Bridges

The bolted web splice-plates which connect the segments of steel I-girder or steel box-girder bridges commonly measure essentially the same height as the girder web, representing a single bolt group.

Less commonly, the bolted web splice-plates which connect the segments of steel I-girder or steel box-girder bridges are divided into multiple pieces to allow the passage of longitudinal web stiffeners, or to facilitate the method of construction. In cases such as these: the divided web splice-plates are shorter than the height of the girder web and reflect multiple bolt groups which behave differently and exhibit different load-resistances than those found for the single bolt group relevant to the web splice-plates which measure essentially the same height as the girder web.

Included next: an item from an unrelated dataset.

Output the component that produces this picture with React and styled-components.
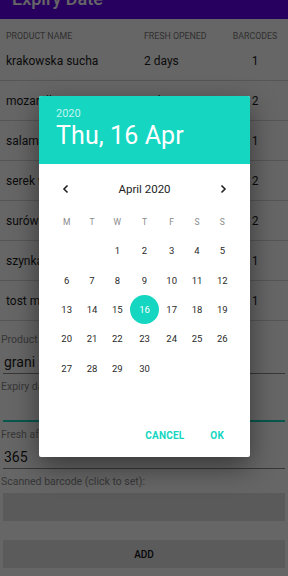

This paper reports numerical investigations of the bolted web-splice-plates of a typical Australian bridge, for the following alternative conditions:

1. The ‘full-height splice plate’ (FHSP) case, where the interior and exterior web splice-plates are identical and measure essentially the full height of the girder web, and
2. The ‘divided splice plate’ (DSP) case, where the exterior web splice-plate (including bolt pattern) is identical to the ‘FHSP’ case, however the interior web splice-plate is divided into three plates.

This paper investigates the different behaviours of the FHSP and DSP cases using hand calculations which adopt different hypothetical load-distribution models; bolt forces are contrasted to the predictions of finite element analysis, and the most-appropriate approach to splice plate design is recommended.